We rearranged the living space at home. I wanted my office where the sun is, in the front room. We have our plants in the window, and no curtain so that all the light gets to them. It's a beautiful room, square in proportion, with vibrant red walls and very white mouldings. There is a fireplace in the center of one of the side walls, ornate with a top-mounted mirror. It even has a mantlepiece where I had laid out all the cards we received in the mail at Christmas. Our landlord Bill says it is functional, but we never tried it. One day Chris's mom gave us a TV that doesn't really work, and I just put it there so it would be out of the way, which is sort of nice because now it looks like we are burning it. I enjoy that kind of absurd irony.

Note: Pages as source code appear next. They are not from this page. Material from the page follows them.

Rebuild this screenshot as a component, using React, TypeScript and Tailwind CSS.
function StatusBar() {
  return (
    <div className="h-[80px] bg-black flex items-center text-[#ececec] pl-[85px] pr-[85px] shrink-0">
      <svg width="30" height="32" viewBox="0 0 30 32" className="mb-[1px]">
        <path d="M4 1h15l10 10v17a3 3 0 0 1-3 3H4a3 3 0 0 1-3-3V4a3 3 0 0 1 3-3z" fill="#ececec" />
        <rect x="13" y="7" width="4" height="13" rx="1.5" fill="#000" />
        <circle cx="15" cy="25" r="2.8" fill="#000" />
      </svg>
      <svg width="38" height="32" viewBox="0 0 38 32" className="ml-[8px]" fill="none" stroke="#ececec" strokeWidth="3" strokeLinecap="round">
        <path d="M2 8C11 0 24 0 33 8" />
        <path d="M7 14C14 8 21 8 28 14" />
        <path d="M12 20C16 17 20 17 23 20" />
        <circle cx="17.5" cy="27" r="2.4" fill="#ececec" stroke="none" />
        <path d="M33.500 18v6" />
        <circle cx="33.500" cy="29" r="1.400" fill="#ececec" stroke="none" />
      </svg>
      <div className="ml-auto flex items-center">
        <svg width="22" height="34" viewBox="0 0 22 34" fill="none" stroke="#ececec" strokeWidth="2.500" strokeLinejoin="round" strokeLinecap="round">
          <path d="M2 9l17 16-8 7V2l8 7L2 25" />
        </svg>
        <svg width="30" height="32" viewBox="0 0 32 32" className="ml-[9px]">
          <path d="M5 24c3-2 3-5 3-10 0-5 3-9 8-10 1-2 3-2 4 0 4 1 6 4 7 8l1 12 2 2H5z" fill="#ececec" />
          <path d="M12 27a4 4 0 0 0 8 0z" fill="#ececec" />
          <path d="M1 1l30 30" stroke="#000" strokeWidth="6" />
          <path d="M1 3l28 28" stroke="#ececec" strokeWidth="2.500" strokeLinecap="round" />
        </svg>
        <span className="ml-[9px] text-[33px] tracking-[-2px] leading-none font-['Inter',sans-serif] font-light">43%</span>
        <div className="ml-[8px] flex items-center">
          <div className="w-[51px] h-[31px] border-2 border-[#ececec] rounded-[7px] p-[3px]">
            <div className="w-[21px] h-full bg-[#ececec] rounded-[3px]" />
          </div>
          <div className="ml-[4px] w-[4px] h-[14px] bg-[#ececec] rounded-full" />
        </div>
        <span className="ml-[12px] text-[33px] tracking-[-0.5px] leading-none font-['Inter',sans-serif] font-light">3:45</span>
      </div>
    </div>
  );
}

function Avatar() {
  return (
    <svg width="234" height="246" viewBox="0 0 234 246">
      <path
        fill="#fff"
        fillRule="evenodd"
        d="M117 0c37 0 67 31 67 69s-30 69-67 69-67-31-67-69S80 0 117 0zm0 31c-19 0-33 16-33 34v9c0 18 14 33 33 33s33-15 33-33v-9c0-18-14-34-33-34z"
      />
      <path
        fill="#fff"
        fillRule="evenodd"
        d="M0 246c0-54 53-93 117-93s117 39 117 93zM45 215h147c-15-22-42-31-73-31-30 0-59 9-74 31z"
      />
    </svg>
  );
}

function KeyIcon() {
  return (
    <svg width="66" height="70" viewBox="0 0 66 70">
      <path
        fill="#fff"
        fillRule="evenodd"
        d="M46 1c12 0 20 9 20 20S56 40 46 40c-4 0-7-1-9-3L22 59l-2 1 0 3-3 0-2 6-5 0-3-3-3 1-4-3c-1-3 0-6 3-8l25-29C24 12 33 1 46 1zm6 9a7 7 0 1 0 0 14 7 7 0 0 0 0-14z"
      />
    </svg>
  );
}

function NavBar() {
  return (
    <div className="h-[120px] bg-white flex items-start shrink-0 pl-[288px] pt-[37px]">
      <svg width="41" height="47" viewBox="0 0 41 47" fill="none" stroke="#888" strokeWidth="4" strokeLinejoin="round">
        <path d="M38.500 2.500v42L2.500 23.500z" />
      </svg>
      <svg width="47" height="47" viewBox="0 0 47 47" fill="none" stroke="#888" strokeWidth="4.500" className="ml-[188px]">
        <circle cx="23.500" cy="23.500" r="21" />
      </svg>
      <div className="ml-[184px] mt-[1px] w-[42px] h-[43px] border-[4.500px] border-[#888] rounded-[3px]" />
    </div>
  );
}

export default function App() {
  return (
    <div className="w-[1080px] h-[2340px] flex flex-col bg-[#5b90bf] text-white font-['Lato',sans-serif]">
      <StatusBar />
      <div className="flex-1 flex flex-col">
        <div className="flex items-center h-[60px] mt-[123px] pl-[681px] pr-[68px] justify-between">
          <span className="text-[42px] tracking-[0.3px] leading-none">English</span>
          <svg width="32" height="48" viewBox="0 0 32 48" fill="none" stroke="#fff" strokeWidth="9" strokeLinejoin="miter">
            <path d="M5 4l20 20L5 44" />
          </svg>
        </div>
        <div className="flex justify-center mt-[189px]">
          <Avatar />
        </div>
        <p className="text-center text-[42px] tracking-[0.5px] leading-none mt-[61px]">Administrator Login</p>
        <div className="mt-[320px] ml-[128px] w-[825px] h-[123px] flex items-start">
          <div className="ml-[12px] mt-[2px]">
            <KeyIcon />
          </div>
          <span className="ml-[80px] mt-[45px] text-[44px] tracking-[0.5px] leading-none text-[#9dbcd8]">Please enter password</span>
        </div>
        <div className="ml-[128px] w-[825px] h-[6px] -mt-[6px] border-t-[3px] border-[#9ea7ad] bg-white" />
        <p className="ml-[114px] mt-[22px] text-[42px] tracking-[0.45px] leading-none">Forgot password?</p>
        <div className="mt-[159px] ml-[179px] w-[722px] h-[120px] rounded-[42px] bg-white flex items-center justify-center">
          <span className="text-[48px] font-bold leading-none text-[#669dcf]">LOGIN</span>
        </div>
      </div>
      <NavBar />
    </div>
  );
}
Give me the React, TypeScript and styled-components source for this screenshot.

Chris also moved his studio in here. He looked at the room after he had placed his stuff and commented that there was so much freew space in the middle of the room. I wondered: Why should we fill it? We have nothing to put there, and I like that both our working stations are just whammed there. We discussed it for a while.
And then later, after a shower we were all all damp, we made love in all that free space on the ground, in front of the buring TV and just where the sun rests after it passed the plants.